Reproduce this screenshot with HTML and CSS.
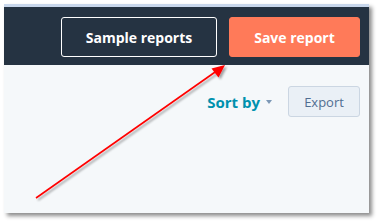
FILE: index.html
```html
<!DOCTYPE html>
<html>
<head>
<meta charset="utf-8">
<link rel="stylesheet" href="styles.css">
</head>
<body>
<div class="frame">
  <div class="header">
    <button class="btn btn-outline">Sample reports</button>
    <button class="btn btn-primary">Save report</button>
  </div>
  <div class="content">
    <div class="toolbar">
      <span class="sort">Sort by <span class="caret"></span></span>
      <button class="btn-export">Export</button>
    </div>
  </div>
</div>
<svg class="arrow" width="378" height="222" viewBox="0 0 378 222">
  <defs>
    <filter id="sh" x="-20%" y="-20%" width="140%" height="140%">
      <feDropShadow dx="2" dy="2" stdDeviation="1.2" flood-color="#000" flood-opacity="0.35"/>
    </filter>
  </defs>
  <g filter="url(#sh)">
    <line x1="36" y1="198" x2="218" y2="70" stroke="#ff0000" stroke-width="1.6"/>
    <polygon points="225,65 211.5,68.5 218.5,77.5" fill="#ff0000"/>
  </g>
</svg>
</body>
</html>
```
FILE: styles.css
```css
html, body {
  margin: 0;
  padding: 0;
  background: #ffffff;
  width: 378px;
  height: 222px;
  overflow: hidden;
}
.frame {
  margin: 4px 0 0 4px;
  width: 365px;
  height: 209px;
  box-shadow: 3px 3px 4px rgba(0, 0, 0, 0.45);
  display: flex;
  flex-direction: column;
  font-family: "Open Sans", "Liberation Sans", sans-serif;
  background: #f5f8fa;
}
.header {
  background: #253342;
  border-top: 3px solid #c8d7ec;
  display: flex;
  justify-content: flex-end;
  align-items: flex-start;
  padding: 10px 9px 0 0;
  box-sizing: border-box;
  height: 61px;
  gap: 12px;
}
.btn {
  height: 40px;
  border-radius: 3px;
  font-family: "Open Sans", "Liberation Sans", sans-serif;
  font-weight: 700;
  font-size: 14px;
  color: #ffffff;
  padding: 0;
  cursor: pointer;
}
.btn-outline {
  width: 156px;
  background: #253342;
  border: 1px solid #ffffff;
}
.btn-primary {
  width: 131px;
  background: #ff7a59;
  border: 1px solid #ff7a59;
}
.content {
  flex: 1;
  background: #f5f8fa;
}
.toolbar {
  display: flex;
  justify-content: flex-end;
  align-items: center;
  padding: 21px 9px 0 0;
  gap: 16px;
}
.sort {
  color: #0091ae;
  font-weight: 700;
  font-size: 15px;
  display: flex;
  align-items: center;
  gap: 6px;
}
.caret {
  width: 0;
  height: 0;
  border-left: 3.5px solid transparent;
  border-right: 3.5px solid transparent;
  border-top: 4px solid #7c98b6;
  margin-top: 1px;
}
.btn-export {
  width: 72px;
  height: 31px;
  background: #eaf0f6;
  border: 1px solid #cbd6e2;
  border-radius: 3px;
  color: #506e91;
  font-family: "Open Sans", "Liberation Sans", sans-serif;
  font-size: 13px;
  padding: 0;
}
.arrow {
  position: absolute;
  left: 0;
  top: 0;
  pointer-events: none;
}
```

-*-

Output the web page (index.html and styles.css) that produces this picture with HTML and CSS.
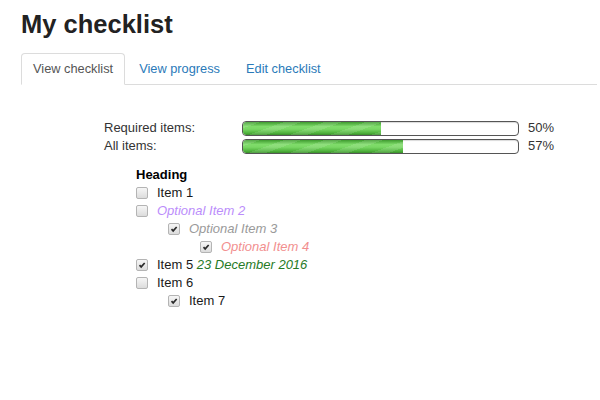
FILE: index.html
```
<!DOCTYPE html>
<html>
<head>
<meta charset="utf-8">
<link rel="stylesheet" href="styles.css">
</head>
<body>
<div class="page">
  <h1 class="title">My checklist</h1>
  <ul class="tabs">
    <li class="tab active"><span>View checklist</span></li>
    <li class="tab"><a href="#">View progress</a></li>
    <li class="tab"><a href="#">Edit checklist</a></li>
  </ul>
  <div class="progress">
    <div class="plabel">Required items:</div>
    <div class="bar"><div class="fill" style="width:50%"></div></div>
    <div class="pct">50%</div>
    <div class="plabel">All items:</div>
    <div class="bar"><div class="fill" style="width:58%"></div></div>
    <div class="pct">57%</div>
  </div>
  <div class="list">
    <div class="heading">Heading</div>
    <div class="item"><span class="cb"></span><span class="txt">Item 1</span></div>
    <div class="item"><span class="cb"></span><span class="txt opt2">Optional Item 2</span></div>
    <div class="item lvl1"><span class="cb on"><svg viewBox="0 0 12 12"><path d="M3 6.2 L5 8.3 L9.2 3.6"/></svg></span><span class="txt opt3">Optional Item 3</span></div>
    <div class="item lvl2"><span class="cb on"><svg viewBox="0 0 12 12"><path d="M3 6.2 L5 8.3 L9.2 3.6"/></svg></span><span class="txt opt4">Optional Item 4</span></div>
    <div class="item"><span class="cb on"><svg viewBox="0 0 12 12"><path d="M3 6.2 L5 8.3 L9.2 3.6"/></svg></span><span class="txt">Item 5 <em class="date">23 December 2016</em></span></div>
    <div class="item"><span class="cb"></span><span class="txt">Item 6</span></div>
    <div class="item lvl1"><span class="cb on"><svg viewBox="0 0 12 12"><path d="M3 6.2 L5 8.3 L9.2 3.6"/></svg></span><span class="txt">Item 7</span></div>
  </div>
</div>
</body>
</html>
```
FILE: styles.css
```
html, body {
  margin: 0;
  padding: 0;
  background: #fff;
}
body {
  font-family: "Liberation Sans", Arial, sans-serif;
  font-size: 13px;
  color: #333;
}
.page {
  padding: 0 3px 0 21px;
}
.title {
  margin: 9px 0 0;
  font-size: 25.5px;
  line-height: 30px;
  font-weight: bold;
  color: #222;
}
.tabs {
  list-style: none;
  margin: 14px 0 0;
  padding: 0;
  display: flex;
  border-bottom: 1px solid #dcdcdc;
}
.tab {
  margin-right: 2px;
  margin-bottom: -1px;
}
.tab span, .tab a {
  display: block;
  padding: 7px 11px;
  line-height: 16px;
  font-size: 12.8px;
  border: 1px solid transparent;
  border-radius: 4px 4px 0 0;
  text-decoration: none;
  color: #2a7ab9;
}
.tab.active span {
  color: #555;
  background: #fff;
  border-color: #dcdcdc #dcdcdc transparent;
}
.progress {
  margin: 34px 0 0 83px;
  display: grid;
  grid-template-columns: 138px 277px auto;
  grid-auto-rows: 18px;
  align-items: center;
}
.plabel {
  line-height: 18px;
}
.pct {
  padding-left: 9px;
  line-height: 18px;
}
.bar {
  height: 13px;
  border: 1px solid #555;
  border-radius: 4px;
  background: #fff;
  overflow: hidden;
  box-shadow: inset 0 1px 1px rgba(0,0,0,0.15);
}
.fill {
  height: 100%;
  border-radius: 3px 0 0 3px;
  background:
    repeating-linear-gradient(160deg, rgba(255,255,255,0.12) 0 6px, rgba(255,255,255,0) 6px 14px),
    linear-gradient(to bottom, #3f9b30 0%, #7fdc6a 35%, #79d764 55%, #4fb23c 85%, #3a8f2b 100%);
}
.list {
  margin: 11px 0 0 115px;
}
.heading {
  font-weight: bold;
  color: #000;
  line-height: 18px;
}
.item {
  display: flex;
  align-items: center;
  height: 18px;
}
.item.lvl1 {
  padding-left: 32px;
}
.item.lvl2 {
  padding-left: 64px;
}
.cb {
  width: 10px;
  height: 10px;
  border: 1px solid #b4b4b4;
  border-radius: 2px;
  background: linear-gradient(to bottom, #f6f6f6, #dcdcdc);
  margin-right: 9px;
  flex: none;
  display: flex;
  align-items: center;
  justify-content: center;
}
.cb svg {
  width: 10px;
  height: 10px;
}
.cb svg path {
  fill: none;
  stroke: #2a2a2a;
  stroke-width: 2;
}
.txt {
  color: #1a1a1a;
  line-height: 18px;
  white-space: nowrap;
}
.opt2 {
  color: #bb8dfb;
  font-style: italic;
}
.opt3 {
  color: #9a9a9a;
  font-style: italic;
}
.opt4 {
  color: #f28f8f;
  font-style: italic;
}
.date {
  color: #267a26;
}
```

-*-

◆ WORK REQUIRED: The required answer is a single number: the count of lines in the entries that hold the string "page".

◆ FINAL RESULT: 3